**Input**:
--------------------------------------------------
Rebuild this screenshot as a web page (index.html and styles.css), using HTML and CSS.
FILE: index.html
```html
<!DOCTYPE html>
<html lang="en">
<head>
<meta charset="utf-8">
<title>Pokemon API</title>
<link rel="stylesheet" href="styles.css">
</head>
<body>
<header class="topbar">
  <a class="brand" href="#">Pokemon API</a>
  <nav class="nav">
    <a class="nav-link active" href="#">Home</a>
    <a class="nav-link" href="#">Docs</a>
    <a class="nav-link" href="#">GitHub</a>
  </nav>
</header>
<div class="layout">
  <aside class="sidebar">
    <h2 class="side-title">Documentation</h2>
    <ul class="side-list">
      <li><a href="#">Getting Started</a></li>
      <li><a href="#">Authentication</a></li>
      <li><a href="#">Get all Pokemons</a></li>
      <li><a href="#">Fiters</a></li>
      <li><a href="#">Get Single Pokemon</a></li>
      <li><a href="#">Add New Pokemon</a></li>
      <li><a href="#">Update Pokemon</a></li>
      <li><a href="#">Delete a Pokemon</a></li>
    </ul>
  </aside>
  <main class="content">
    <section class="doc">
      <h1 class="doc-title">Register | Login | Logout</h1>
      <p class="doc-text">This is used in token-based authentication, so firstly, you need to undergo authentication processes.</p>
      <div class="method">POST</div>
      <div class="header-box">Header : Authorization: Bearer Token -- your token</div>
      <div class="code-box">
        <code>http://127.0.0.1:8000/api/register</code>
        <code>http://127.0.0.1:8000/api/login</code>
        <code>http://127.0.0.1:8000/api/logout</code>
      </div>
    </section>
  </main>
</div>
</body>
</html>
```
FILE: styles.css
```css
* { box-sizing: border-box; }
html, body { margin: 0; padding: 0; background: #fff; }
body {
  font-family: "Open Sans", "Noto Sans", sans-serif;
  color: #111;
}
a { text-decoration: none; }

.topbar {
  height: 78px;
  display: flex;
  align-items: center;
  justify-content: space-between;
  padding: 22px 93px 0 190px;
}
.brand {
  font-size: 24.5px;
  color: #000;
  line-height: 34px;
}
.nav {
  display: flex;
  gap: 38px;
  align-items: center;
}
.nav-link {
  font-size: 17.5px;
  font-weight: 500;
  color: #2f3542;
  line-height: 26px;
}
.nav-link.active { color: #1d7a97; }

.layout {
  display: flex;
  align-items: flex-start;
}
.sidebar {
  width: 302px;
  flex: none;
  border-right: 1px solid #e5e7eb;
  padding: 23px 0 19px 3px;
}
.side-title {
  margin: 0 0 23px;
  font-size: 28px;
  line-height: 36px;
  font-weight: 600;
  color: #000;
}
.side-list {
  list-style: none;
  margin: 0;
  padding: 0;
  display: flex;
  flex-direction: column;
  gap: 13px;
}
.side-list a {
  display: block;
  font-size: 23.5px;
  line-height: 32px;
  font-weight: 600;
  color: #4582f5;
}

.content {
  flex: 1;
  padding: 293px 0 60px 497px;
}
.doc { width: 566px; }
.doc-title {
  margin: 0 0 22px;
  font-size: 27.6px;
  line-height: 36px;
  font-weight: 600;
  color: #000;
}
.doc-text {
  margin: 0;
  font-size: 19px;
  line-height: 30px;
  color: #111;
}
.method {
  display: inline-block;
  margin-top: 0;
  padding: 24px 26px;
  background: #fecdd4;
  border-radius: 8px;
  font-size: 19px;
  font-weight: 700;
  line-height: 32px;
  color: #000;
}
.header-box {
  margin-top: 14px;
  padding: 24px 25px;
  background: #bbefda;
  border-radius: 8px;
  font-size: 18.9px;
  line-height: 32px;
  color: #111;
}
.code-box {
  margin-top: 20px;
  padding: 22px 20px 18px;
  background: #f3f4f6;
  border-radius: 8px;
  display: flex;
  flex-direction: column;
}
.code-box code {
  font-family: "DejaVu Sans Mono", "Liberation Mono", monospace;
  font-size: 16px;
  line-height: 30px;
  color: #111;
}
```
--------------------------------------------------
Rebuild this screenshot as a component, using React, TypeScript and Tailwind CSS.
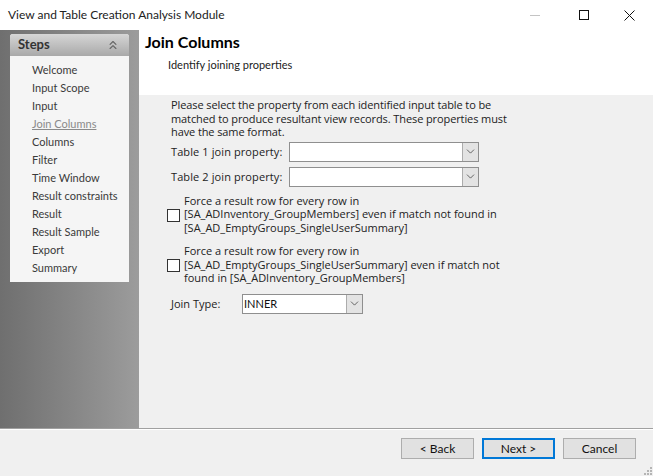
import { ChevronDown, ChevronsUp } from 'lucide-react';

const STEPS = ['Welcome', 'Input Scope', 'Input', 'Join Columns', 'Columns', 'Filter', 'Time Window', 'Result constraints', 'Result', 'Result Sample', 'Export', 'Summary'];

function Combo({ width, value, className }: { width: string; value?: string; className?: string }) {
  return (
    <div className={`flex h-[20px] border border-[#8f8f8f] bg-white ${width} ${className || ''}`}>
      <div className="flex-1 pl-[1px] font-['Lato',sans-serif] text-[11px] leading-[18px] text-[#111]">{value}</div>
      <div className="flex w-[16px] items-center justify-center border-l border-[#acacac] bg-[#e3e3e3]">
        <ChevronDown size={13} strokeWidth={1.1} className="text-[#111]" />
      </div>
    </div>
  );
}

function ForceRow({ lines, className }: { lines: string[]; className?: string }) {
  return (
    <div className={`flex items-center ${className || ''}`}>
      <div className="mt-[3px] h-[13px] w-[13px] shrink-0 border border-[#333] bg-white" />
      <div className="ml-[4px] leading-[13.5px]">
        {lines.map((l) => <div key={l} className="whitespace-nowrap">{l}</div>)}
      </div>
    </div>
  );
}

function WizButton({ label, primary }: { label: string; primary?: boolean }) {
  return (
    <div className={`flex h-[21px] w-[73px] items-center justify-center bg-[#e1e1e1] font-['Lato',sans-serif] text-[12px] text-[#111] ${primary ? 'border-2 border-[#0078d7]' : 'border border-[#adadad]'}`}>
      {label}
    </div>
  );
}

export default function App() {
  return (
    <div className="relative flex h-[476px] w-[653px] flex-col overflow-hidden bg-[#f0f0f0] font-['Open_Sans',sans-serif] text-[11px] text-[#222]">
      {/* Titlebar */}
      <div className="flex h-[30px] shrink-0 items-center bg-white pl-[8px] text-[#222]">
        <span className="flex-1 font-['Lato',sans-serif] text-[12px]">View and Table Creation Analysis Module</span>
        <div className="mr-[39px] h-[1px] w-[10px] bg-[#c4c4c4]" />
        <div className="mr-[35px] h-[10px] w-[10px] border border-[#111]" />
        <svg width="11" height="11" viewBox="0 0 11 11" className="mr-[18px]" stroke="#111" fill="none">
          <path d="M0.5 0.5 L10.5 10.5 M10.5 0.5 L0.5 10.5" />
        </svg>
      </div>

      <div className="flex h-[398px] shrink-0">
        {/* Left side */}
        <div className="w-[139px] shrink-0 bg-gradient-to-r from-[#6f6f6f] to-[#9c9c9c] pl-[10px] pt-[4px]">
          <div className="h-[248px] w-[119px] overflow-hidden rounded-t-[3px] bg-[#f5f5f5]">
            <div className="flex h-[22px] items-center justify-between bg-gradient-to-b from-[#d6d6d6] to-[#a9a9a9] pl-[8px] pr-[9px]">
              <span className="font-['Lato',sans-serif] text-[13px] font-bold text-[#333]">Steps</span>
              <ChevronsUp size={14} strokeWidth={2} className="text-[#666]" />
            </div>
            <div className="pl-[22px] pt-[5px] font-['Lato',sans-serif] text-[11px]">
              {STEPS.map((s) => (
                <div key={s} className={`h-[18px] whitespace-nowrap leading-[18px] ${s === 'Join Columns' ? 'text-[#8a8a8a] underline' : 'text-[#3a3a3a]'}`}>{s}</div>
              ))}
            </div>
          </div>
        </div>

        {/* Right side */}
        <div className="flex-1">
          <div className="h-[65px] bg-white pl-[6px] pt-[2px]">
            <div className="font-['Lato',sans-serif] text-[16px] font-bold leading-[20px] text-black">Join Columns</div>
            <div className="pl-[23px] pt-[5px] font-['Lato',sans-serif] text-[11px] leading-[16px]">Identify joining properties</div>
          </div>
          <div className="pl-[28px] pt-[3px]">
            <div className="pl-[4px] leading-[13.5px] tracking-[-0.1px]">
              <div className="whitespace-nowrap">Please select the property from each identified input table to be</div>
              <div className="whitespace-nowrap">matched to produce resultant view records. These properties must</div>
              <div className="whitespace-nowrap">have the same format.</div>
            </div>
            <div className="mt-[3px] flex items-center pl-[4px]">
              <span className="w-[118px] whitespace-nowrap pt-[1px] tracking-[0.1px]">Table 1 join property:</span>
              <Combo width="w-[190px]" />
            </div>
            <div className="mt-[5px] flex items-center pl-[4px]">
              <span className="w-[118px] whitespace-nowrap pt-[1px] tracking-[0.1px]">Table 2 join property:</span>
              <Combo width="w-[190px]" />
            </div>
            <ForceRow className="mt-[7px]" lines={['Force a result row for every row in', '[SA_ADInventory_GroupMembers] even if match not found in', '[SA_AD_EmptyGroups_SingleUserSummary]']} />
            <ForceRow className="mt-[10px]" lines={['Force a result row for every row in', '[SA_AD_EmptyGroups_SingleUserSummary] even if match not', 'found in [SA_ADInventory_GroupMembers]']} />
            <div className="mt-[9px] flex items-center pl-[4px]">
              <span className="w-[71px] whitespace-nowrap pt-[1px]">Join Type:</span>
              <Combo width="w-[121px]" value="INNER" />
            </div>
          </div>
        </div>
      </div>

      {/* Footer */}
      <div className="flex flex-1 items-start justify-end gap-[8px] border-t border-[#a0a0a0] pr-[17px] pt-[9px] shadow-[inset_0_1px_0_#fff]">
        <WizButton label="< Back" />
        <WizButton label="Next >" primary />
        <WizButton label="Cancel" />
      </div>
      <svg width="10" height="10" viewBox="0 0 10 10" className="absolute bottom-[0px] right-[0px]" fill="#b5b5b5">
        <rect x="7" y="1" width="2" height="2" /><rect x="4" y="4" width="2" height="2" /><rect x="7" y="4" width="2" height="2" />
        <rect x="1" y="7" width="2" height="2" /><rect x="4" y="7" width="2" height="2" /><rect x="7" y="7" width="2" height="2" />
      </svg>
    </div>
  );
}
--------------------------------------------------
**Aim of the exercise**:
Among the entries above, how many lines include the word "using"? Give the number with no comment.

**Answer for this exercise**:
2